Another month, another unemployment report, another set of peanut-gallery reports from the business press. The August numbers apparently delighted quite a few: some headlines are "U.S. Stocks Advance After Employment Report Exceeds Estimates" (Bloomberg BusinessWeek); "Fewer Jobs Lost in August; Private Hiring Beats Forecast" (CNBC); "Private Hiring Surprises with 67,000 New Jobs" (Reuters).
The key reported results are: employment drop (-54,000) lower than expected, government jobs decreased due to end of Census, private sector jobs increased (+67,000), upward revisions for both June (+46,000) and July (+77,000).
In Tip #1, I already discussed the idiocy of including once-every-10-year Census jobs in any of these numbers.
In this post, we shall hone our ability to see through the "noise".
First notice that the revisions from the last couple of months are in the same order of magnitude (tens of thousands) as the reported changes for the current months. This is a very strong sign that the reported changes for the current month are just noise. When the revision of the August numbers comes out in September, what would the -54,000 become? It could be comfortably above zero indicating an overall gain in employment, or it could be quite a bit more negative than reported today.
Now imagine that the revisions were of a different magnitude. Let's say instead of 46K and 77K, they were 5,000 and 8,000. Then, we could believe that the August numbers would be directionally correct even after future revisions, and we would have more confidence in those numbers.
What we have done here is to use historical fluctuations to get a mental picture of how accurate these estimates are, and then use that margin of error to judge how good the current estimates are. This is a very important skill to have when looking at numbers, especially when looking for trends.

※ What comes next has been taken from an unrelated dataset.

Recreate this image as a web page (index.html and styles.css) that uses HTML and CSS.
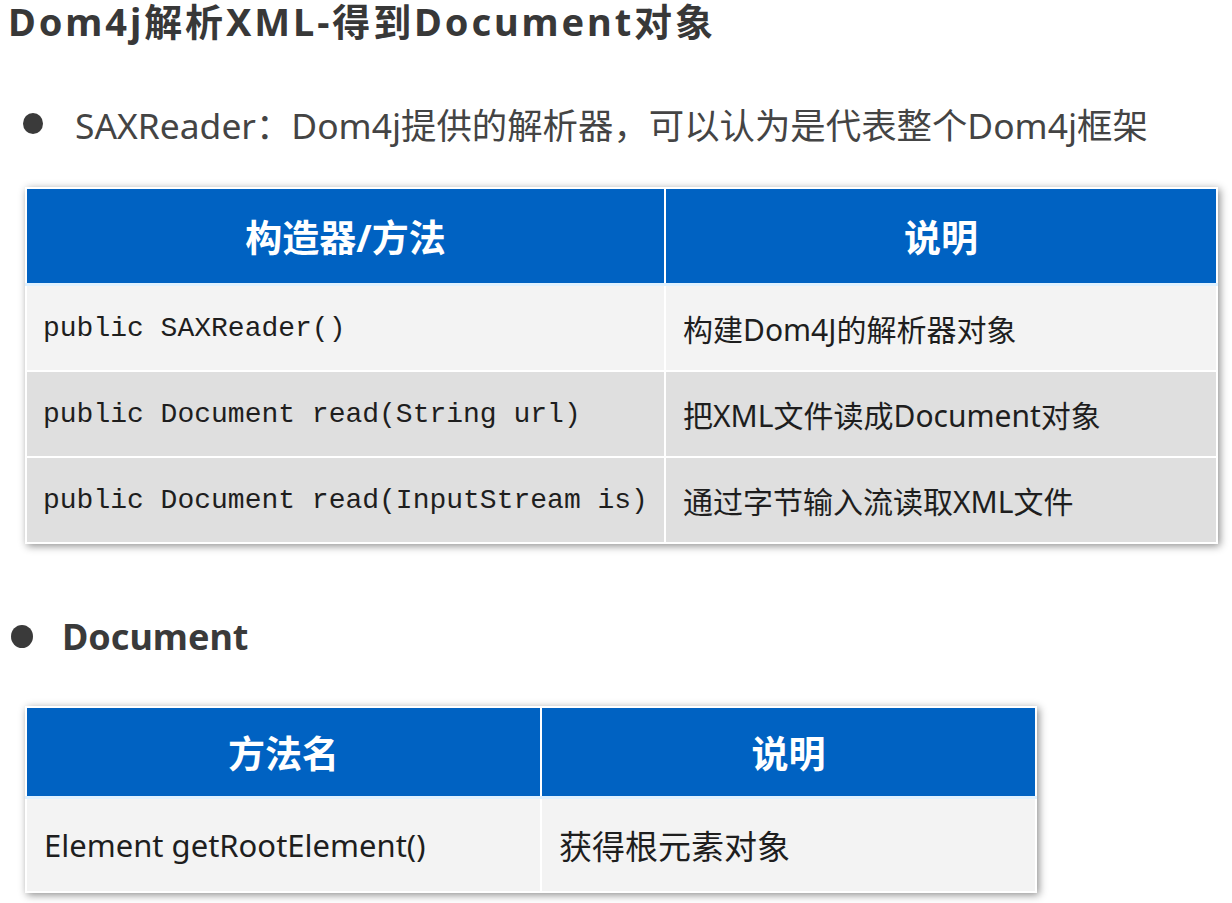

In Chapter 1, I pointed out how important it is to know the variability around average values. Here, the reports only gave us average values. But by looking back in historical revisions, we can get a good sense of how variable the numbers are, and get the information denied us.
A more rigorous way to do this is to look up the technical note for the margin of error. The width of the confidence interval is given as 100,000 at 90% confidence. What this means is that when they report -54,000, what they actually mean is that any number between +46,000 and -154,000 is consistent with the data that was observed. So in fact, the statisticians have no idea whether employment grew or shrank in August. This is the overall employment number; for individual breakouts (like private sector jobs or mining jobs), the margin of error will be even greater, and they have even less of a handle of the trend.
Technically, this happens because the government does not have data on every business in the U.S. All of these estimates are made based on survey samples. For example, the so-called Establishment Survey is based on 140,000 businesses and government agencies (I think, minus the nonresponders). That's a very small proportion of millions of businesses in the U.S. and therefore some error in estimation is inevitable.
This may be the shocker: if you take the margin of error of 100,000, and notice that almost every number in the employment report is smaller than that, then essentially you can conclude that the entire report is pure noise, and you'd be right. (We say none of the changes are statistically significant.) The original design for the sample survey was not intended to read changes of this scale.
Now that you know this, and as you look around, you will find it's very very noisy out there.